Flower remedies have always done well for homeopaths. They of course have a natural appeal. Dr Bach’s Flower Remedies are one of the most well known homeopathic variant on sales. Bach also developed a line of what he called Bowel Nosodes, derived from the gut flora. You have to search harder to find Bach Shit Remedies on your High Street.

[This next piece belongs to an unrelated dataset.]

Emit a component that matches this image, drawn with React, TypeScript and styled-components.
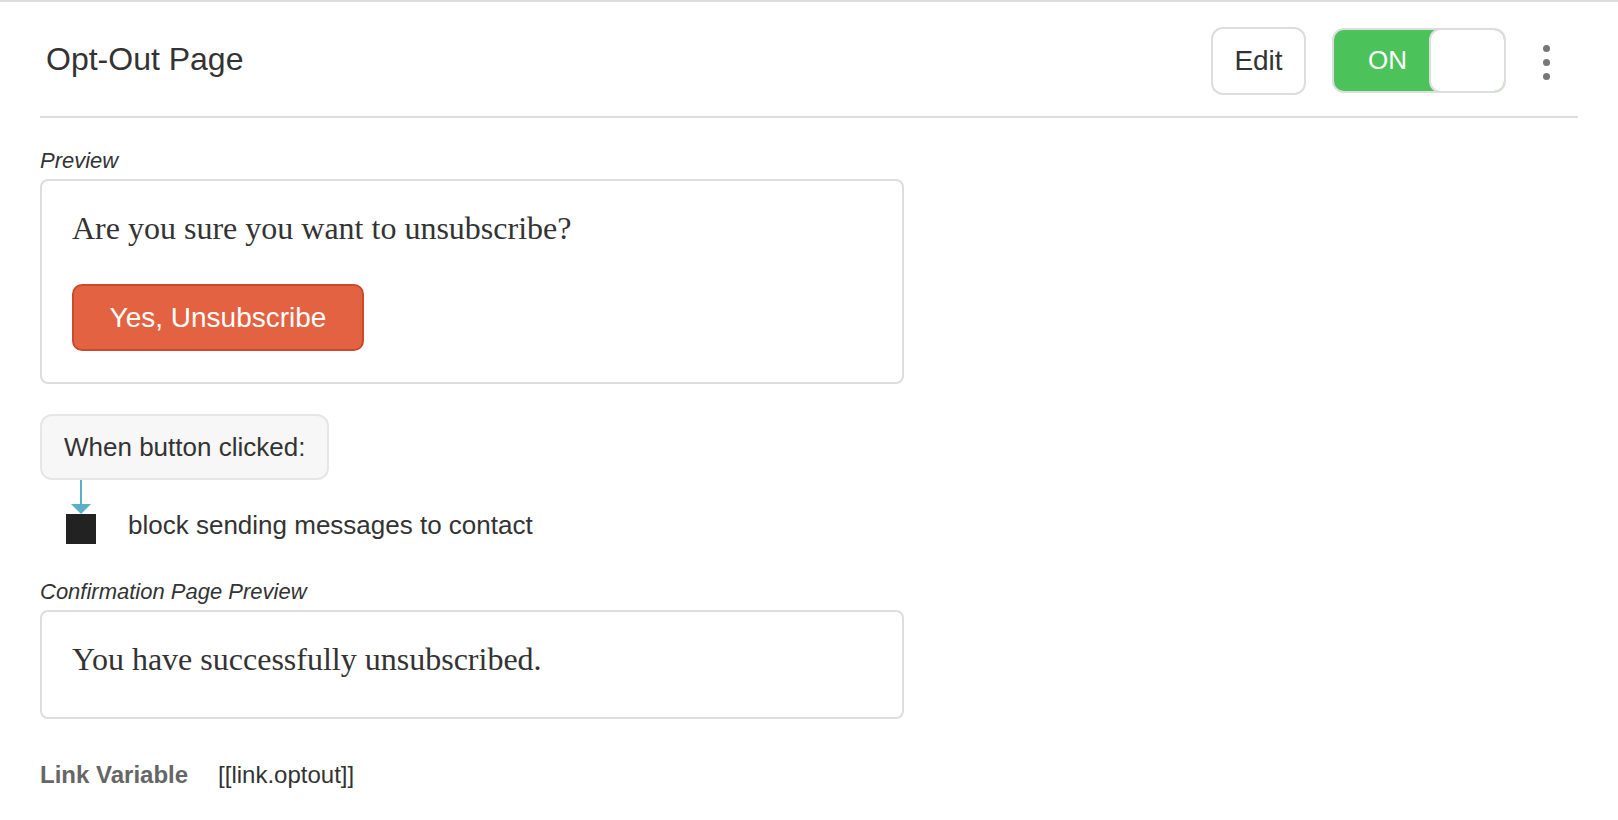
import styled, { createGlobalStyle } from 'styled-components'

const GlobalStyle = createGlobalStyle`
  body {
    margin: 0;
    background: #fff;
    font-family: 'Liberation Sans', Arial, sans-serif;
    color: #333;
  }
  * {
    box-sizing: border-box;
  }
`

const Page = styled.div`
  border-top: 2px solid #ddd;
  padding: 0 40px 40px;
`

const Header = styled.header`
  display: flex;
  align-items: center;
  height: 116px;
  border-bottom: 2px solid #ddd;
`

const Title = styled.h1`
  flex: 1;
  margin: 0 0 0 6px;
  font-size: 32px;
  font-weight: 400;
  line-height: 36px;
`

const EditButton = styled.button`
  width: 95px;
  height: 68px;
  margin-top: 3px;
  border: 2px solid #ddd;
  border-radius: 12px;
  background: #fff;
  color: #333;
  font-family: inherit;
  font-size: 28px;
  cursor: pointer;
`

const Toggle = styled.div`
  display: flex;
  width: 174px;
  height: 65px;
  margin-left: 26px;
  margin-top: 3px;
  border: 2px solid #ddd;
  border-radius: 12px;
  background: #4cc35a;
  overflow: hidden;
`

const ToggleLabel = styled.span`
  flex: 1;
  display: flex;
  align-items: center;
  justify-content: center;
  padding-left: 12px;
  color: #fff;
  font-size: 26px;
`

const Knob = styled.span`
  width: 77px;
  margin: -2px -2px -2px 0;
  border: 2px solid #ddd;
  border-radius: 12px;
  background: #fff;
`

const Kebab = styled.button`
  display: flex;
  flex-direction: column;
  gap: 7px;
  margin: 6px 28px 0 37px;
  padding: 0;
  border: none;
  background: transparent;
  cursor: pointer;
  span {
    width: 7px;
    height: 7px;
    border-radius: 50%;
    background: #777;
  }
`

const SectionLabel = styled.div<{ $top: number }>`
  margin: ${(p) => p.$top}px 0 5px;
  font-size: 22px;
  font-style: italic;
  line-height: 26px;
`

const PreviewBox = styled.div<{ $bottom: number }>`
  width: 864px;
  padding: 27px 30px ${(p) => p.$bottom}px;
  border: 2px solid #ddd;
  border-radius: 8px;
`

const PreviewText = styled.p<{ $gap?: number }>`
  margin: 0 0 ${(p) => p.$gap || 0}px;
  font-family: 'Liberation Serif', 'Times New Roman', serif;
  font-size: 32px;
  line-height: 40px;
  color: #333;
`

const UnsubscribeButton = styled.button`
  display: block;
  width: 292px;
  height: 67px;
  border: 2px solid #c94a2d;
  border-radius: 10px;
  background: #e36241;
  color: #fff;
  font-family: 'Liberation Sans', Arial, sans-serif;
  font-size: 28px;
  cursor: pointer;
`

const TriggerBox = styled.div`
  display: inline-block;
  margin-top: 30px;
  padding: 0 22px;
  height: 66px;
  line-height: 62px;
  border: 2px solid #e6e6e6;
  border-radius: 12px;
  background: #f7f7f7;
  font-size: 26px;
`

const ActionRow = styled.div`
  display: flex;
  gap: 32px;
  padding-left: 26px;
`

const Connector = styled.div`
  display: flex;
  flex-direction: column;
  align-items: center;
  width: 30px;
`

const Stem = styled.span`
  width: 2px;
  height: 24px;
  background: #5aaec8;
`

const ArrowHead = styled.span`
  width: 0;
  height: 0;
  border-left: 10px solid transparent;
  border-right: 10px solid transparent;
  border-top: 10px solid #5aaec8;
`

const ActionIcon = styled.span`
  width: 30px;
  height: 30px;
  background: #222;
`

const ActionText = styled.span`
  align-self: flex-end;
  margin-bottom: 4px;
  font-size: 26px;
  line-height: 30px;
`

const VariableRow = styled.div`
  display: flex;
  gap: 30px;
  margin-top: 42px;
  font-size: 24px;
  line-height: 28px;
`

const VariableName = styled.span`
  font-weight: 700;
  color: #666;
`

export default function App() {
  return (
    <Page>
      <GlobalStyle />
      <Header>
        <Title>Opt-Out Page</Title>
        <EditButton type='button'>Edit</EditButton>
        <Toggle>
          <ToggleLabel>ON</ToggleLabel>
          <Knob />
        </Toggle>
        <Kebab type='button' aria-label='more'>
          <span />
          <span />
          <span />
        </Kebab>
      </Header>

      <SectionLabel $top={30}>Preview</SectionLabel>
      <PreviewBox $bottom={31}>
        <PreviewText $gap={36}>Are you sure you want to unsubscribe?</PreviewText>
        <UnsubscribeButton type='button'>Yes, Unsubscribe</UnsubscribeButton>
      </PreviewBox>

      <TriggerBox>When button clicked:</TriggerBox>
      <ActionRow>
        <Connector>
          <Stem />
          <ArrowHead />
          <ActionIcon />
        </Connector>
        <ActionText>block sending messages to contact</ActionText>
      </ActionRow>

      <SectionLabel $top={35}>Confirmation Page Preview</SectionLabel>
      <PreviewBox $bottom={38}>
        <PreviewText>You have successfully unsubscribed.</PreviewText>
      </PreviewBox>

      <VariableRow>
        <VariableName>Link Variable</VariableName>
        <span>[[link.optout]]</span>
      </VariableRow>
    </Page>
  )
}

It is a great shame that celebrities continue to put their names to such dubious causes. Ms Phillips may well believe that arnica has helped with bruising. Or that as she states she uses it “to aid digestion and to help keep her stomach healthy”. (Although I am not sure such a used could ever fit into what a true homeopath would recommend.) It’s not the bumps and bruises of choreography that we should be worried about when using useless remedies. It is what homeopaths are recommending when the press are not around. Even today I saw the British Homeopathic Association promoting their sugar pills for dangerous, life threatening conditions like heart failure. And the homeopaths funding the campaign group behind this stunt are still helping homeopaths go out to Africa and treat people with HIV, malaria and TB. This will kill people.
Promoting a ‘natural’ health product may appear innocent. But the British Advertising Code (CAP) is very clear on celebrities promoting health claims in advertising:
Marketers must not use health professionals or celebrities to endorse medicines (Rule 12.18). Endorsements by health professionals could be viewed by the public and the ASA as giving undue appeal to one product over another or as an exploitation of the credulity of the audience.
This is pretty much all that 4Homeopathy now do. They use minor celebrities to exploit the credulity of their target audience. Getting a celebrity to wear a flowery dress on a red carpet flits around these rules. It’s PR at its worst. And it has consequences. Belief in homeopathy harms people. They delay getting proper treatment. They continue to suffer unnecessarily. Some even die.